6.5.08

o nunca mais.


honey,

o Nunca-mais é o estorvo, a delicadeza bruta da retirada e do retorno. o Nunca-mais tem sede e fome, o Nunca-mais tem nome e me devora de fora a dentro. o Nunca-mais faz de mim sua pressa cor de ágata, sua presa gasta de diamantes, seu dente de sabre que nunca sabe, sua garra de tigre incontido e selvagem. é apenas para o Nunca-mais que escrevo estas cartas, para esse que tem vontade de mim, que me adoece, que me embriaga, que me diz desaforos surdos no ouvido, depois pega, esfrega e apaga lentamente a noite e as palavras. o Nunca-mais não tem dono, nem socorro, nem reparação do dano: é como um cachorro perdido no escuro do mato, no interior do congo, ferido, ganindo faminto, mordendo o próprio couro. o Nunca-mais, meu bem, alisa minha pele e cospe no meu rosto enquanto, com desgosto, eu penso no Nunca-Nunca-mais. mas não se esqueça que o Nunca-mais também tem volúpia, é o reflexo gordo da luxúria murcha e, por isso mesmo, mancha meu corpo, vende minha cama e prepara os múltiplos do gozo. o Nunca-mais sempre sabe quem sou eu quando eu não sou.
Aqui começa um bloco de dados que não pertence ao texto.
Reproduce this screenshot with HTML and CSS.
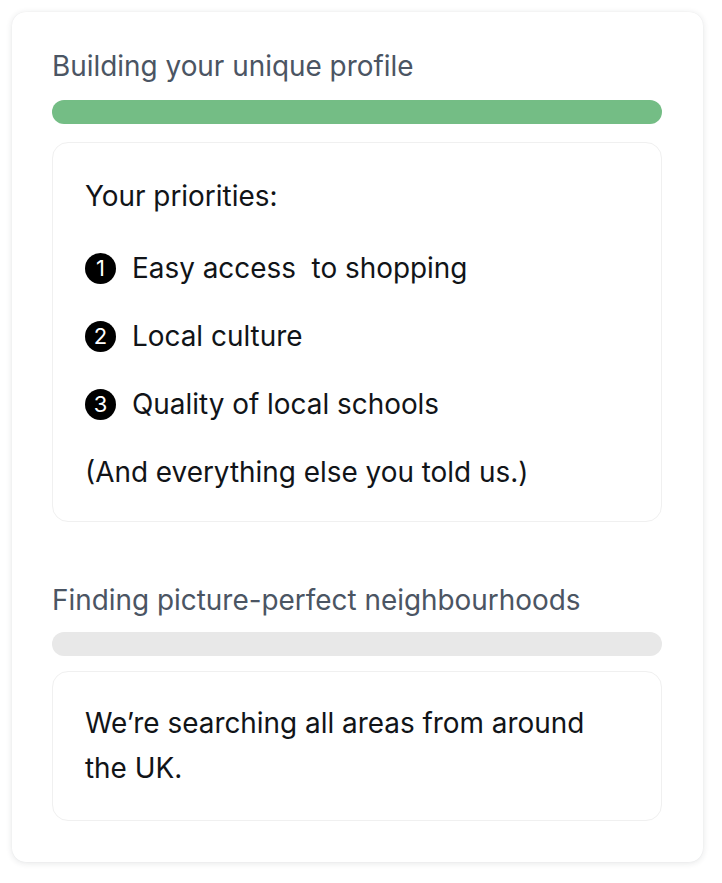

Ele reconhece a fraqueza das horas, dos gritos abafados de travesseiro, dos espasmos contidos na escada, depois me empurra para o abismo, o cão-sem-dono, o eu-sem fundo, o surdo-mudo de foro íntimo. o Nunca-mais me leva a sério: descendo descoraçonado pelos recantos da boca, faz de nó e couraça a cor corada da garganta. não sei mais se é caminho ou delírio o Nunca-mais, mas ainda rezo de mãos juntas e espalmadas pelo exterminador dos anjos. aquele que nunca mais me trouxe notícias de gaveta, nem liras de vento ou sonhos de bravata. o Nunca-mais é tão triste que me dá as costas, e dê partida pela frente, mente sobre o que existe entre nós. não sei se quero mais o Nunca-mais. troquei os lençóis do quarto, troquei as caixas postais, troquei a áfrica por mim, troquei o atlântico por mim e não quero mais ser trocado por menos e tocado por tão pouco. às vezes eu acho que o Nunca-mais vai ficar para sempre. o Nunca-mais é tão forte e eu tão fraco. vai ver é com a morte que eu encontro o mais de mim. ou o grau zero: o sempre-nunca.

3 comentários:

Anônimo disse...

devastador e delicioso.
falas mais alto que as batidas descompassadas e palpitadas do meu coração.
vamos nos disfarçar de fantasmas e dar sustos nas pessoas?
prometo espantar o nunca-mais definitivamente da sua vida.

Anônimo disse...

odiar e execrar também.

Anônimo disse...

Desejar viver numa voragem de felicidade, simplesmente por ser quem se é, origina essas explosões de ira sagrada, quando o desejo não se realiza mais. Mas há sempre uma esperança: o sempre e o nunca estão irmanados no coração dos poetas.